You may want to consider changing the merge_with method to return a Box<dyn RecoveryStrategy + '_>. If you also took a Box<dyn RecoveryStrategy + '_> as an argument, that would make merge_with a dyn-compatible method (so you could perhaps add it back to the RecoveryStrategy trait). On the other hand, if you need to access both "halves" of the CombinedRecovery, type erasure may present some significant hurdles.^[3]

The other -> Box<dyn ...> changes you included may or may not be necessary if you take that approach (I didn't try it).

1. I see your Helper trait but didn't try to figure out if it solves everything for you. ↩︎

2. which at least the compiler told me about this time ↩︎

3. Perhaps you could build CombinedRecovery-like functionality into the trait, but that's just a guess; I don't have a good enough feel for the overall design. ↩︎

Your suggested approach works perfectly (and I will mark it as the answer).
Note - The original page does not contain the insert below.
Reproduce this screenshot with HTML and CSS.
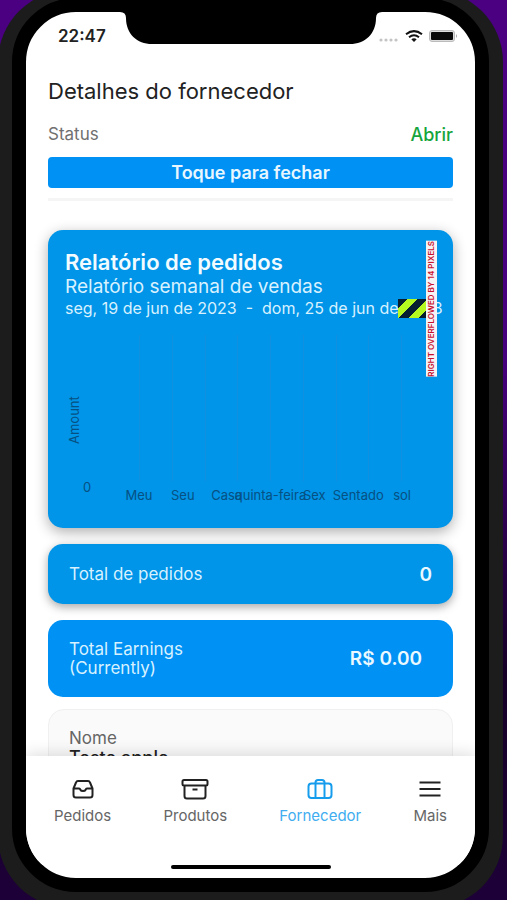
FILE: index.html
```html
<!DOCTYPE html>
<html lang="pt">
<head>
<meta charset="utf-8">
<meta name="viewport" content="width=device-width, initial-scale=1">
<title>Detalhes do fornecedor</title>
<link rel="stylesheet" href="styles.css">
</head>
<body>
<div class="phone">
  <div class="screen">
    <header class="statusbar">
      <time class="clock">22:47</time>
      <svg class="notch" width="266" height="32" viewBox="0 0 266 32" aria-hidden="true"><path d="M2 0H264Q258 0 258 6C258 22 247 32 232 32H34C19 32 8 22 8 6Q8 0 2 0Z"/></svg>
      <div class="indicators">
        <svg width="20" height="4" viewBox="0 0 20 4" fill="#c4c4c4" aria-hidden="true"><circle cx="2" cy="2" r="1.6"/><circle cx="7" cy="2" r="1.6"/><circle cx="12" cy="2" r="1.6"/><circle cx="17" cy="2" r="1.6"/></svg>
        <svg class="wifi" width="18" height="12" viewBox="0 0 18 12" fill="none" stroke="#111" stroke-width="2" aria-hidden="true"><path d="M1 4.2Q9-2 17 4.2M4 7.2Q9 3.2 14 7.2"/><path d="M6.3 9.2Q9 7.2 11.7 9.2L9 12Z" fill="#111" stroke="none"/></svg>
        <svg width="29" height="12" viewBox="0 0 29 12" aria-hidden="true"><rect x=".5" y=".5" width="25" height="11" rx="2.5" fill="#ddd" stroke="#bbb"/><rect x="2" y="2" width="22" height="8" rx="1" fill="#080808"/><path d="M27 4Q29 6 27 8Z" fill="#aaa"/></svg>
      </div>
    </header>
    <main class="content">
      <h1 class="title">Detalhes do fornecedor</h1>
      <div class="status"><span>Status</span><span class="open">Abrir</span></div>
      <button class="toggle" type="button">Toque para fechar</button>
      <hr class="divider">
      <section class="card report">
        <h2>Relatório de pedidos</h2>
        <p class="subtitle">Relatório semanal de vendas</p>
        <p class="range">seg, 19 de jun de 2023&nbsp; -&nbsp; dom, 25 de jun de 2023</p>
        <div class="overflow"><span class="stripes"></span><span class="warning">RIGHT OVERFLOWED BY 14 PIXELS</span></div>
        <div class="chart">
          <span class="axis">Amount</span>
          <span class="zero">0</span>
          <div class="plot">
            <div class="lines"><i></i><i></i><i></i><i></i><i></i><i></i><i></i><i></i><i></i></div>
            <div class="days"><span>Meu</span><span>Seu</span><span>Casa</span><span>quinta-feira</span><span>Sex</span><span>Sentado</span><span>sol</span></div>
          </div>
        </div>
      </section>
      <section class="card total"><span>Total de pedidos</span><strong>0</strong></section>
      <section class="card earnings"><span>Total Earnings<br>(Currently)</span><strong>R$ 0.00</strong></section>
      <section class="details"><span class="label">Nome</span><span class="name">Teste apple</span></section>
    </main>
    <nav class="tabs">
      <a href="#pedidos"><svg width="22" height="22" viewBox="0 0 22 22" aria-hidden="true"><path d="M1.500 10.500L4 4.500Q4.500 3 6 3H16Q17.500 3 18 4.500L20.500 10.500V17Q20.500 19.500 18 19.500H4Q1.500 19.500 1.500 17ZM1.500 10.500H7Q8 10.500 8.500 12Q9 13 11 13T13.500 12Q14 10.500 15 10.500H20.500"/></svg>Pedidos</a>
      <a href="#produtos"><svg width="28" height="22" viewBox="0 0 28 22" aria-hidden="true"><path d="M3 2H25Q26.500 2 26.500 3.500V6Q26.500 7.500 25 7.500H3Q1.500 7.500 1.500 6V3.500Q1.500 2 3 2ZM3.500 7.500V18Q3.500 20.500 6 20.500H22Q24.500 20.500 24.500 18V7.500M11.500 11.500H16.500"/></svg>Produtos</a>
      <a class="active" href="#fornecedor"><svg width="26" height="22" viewBox="0 0 26 22" aria-hidden="true"><rect x="1.500" y="5.500" width="23" height="14.500" rx="3"/><path d="M8.500 20V4.500Q8.500 2 11 2H15Q17.500 2 17.500 4.500V20"/></svg>Fornecedor</a>
      <a class="more" href="#mais"><svg width="24" height="22" viewBox="0 0 24 22" aria-hidden="true"><path d="M1.500 4.500H22.500M1.500 11H22.500M1.500 17.500H22.500"/></svg>Mais</a>
    </nav>
    <div class="home"></div>
  </div>
</div>
</body>
</html>
```
FILE: styles.css
```css
* { box-sizing: border-box; }
body {
  margin: 0;
  height: 100vh;
  overflow: hidden;
  display: flex;
  background: linear-gradient(#4b0082, #45007c 40%, #160026 75%, #1d0038);
  font-family: Inter, "Liberation Sans", sans-serif;
  color: #222;
}
h1, h2, p { margin: 0; font-weight: 400; }
.phone {
  flex: 1;
  min-width: 0;
  display: flex;
  margin: -10px 4px -8px -2px;
  padding: 8px 14px 16px;
  border-radius: 72px;
  background: #1c1c1c;
}
.screen {
  flex: 1;
  min-width: 0;
  display: flex;
  flex-direction: column;
  overflow: hidden;
  position: relative;
  border: 14px solid #000;
  border-radius: 64px;
  background: #fff;
}
.statusbar {
  position: relative;
  display: flex;
  justify-content: space-between;
  align-items: center;
  height: 48px;
  padding: 0 17px 0 32px;
}
.clock { font-size: 17px; font-weight: 600; }
.notch { position: absolute; top: 0; left: 50%; margin-left: -133px; }
.indicators { display: flex; align-items: center; gap: 6px; }
.indicators svg:first-child { margin-top: 8px; }
.content {
  flex: 1;
  min-height: 0;
  overflow: hidden;
  padding: 16px 22px 0;
}
.title { font-size: 22px; line-height: 30px; }
.status {
  display: flex;
  justify-content: space-between;
  margin-top: 16px;
  font-size: 17px;
  line-height: 25px;
  color: #707070;
}
.open { color: #16a53c; font-size: 18px; font-weight: 500; }
.toggle {
  display: block;
  width: 100%;
  height: 31px;
  margin-top: 10px;
  border: 0;
  border-radius: 4px;
  background: #0091f5;
  color: #e8f7ff;
  font: 600 18px Inter, sans-serif;
}
.divider { height: 3px; margin: 10px 0 29px; border: 0; background: #f5f5f5; }
.card {
  margin-bottom: 16px;
  border-radius: 15px;
  background: #0095e8;
  color: #d8f1ff;
}
.report {
  position: relative;
  padding: 20px 17px 0;
  box-shadow: 0 4px 14px rgba(0, 0, 0, .32);
}
.report h2 { font-size: 22px; font-weight: 600; line-height: 25px; color: #f2fbff; }
.subtitle { font-size: 19px; line-height: 23px; }
.range { font-size: 16px; line-height: 20px; white-space: nowrap; }
.overflow {
  position: absolute;
  top: 11px;
  right: 16px;
  display: flex;
  align-items: center;
}
.stripes {
  width: 28px;
  height: 19px;
  background: repeating-linear-gradient(135deg, #071d30 0 7px, #b4fa20 7px 14px);
}
.warning {
  width: 11px;
  writing-mode: vertical-rl;
  transform: rotate(180deg);
  background: #f6f3f5;
  color: #c8102e;
  font: 600 8px/11px Inter, sans-serif;
  white-space: nowrap;
}
.chart {
  display: flex;
  height: 210px;
  padding-top: 17px;
  color: #075082;
  font-size: 13px;
}
.axis {
  writing-mode: vertical-rl;
  transform: rotate(180deg);
  width: 18px;
  line-height: 18px;
  margin-bottom: 38px;
  padding-top: 46px;
}
.zero { width: 34px; align-self: flex-end; padding-bottom: 34px; line-height: 14px; }
.plot { flex: 1; min-width: 0; margin-right: 12px; }
.lines {
  display: flex;
  justify-content: space-between;
  height: 150px;
  padding: 0 22px;
}
.lines i { width: 1px; height: 146px; background: #1090de; }
.days { display: grid; grid-template-columns: repeat(7, minmax(0, 1fr)); line-height: 20px; }
.days span { display: flex; justify-content: center; white-space: nowrap; }
.total, .earnings {
  display: flex;
  justify-content: space-between;
  align-items: center;
  padding: 0 21px;
  font-size: 17px;
  line-height: 19px;
}
.total { height: 60px; box-shadow: 0 3px 10px rgba(0, 0, 0, .35); }
.earnings { height: 77px; margin-bottom: 12px; padding-right: 31px; background: #0091f5; }
.card strong { font-size: 19px; font-weight: 600; color: #eaf8ff; }
.details {
  display: flex;
  flex-direction: column;
  padding: 18px 20px;
  border: 1px solid #f0f0f0;
  border-radius: 16px;
  background: #fafafa;
  font-size: 17px;
  line-height: 20px;
}
.label { color: #666; }
.name { font-size: 18px; font-weight: 500; }
.tabs {
  position: relative;
  display: flex;
  justify-content: space-between;
  padding: 22px 28px 0;
  height: 109px;
  background: #fff;
  box-shadow: 0 -3px 14px rgba(0, 0, 0, .12);
  clip-path: inset(-20px 0 0);
}
.tabs a {
  display: flex;
  flex-direction: column;
  align-items: center;
  gap: 6px;
  color: #666;
  font-size: 15px;
  line-height: 20px;
  text-decoration: none;
}
.tabs svg { fill: none; stroke: #222; stroke-width: 2; stroke-linejoin: round; }
.tabs .active { color: #41adf0; }
.tabs .active svg { stroke: #169ced; }
.home { width: 160px; height: 4px; margin: 0 auto 9px; border-radius: 2px; background: #000; }
```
And FYI boxing fn recovery_context<'a>(&'a self) -> impl RecoveryStrategy + 'a; is not needed.

trait SyntaxConstructor {
    fn try_construct<R: RecoveryStrategy>(
        &self,
        recovery_ctx: &R,
    );

    fn recovery_context<'a>(&'a self) -> impl RecoveryStrategy+ 'a;
}

let recovery_ctx: Rc<dyn RecoveryStrategy> = 
    Rc::new(CombinedRecovery::new(recovery_ctx, self.recovery_context()));

This also works with Box or other indirection types.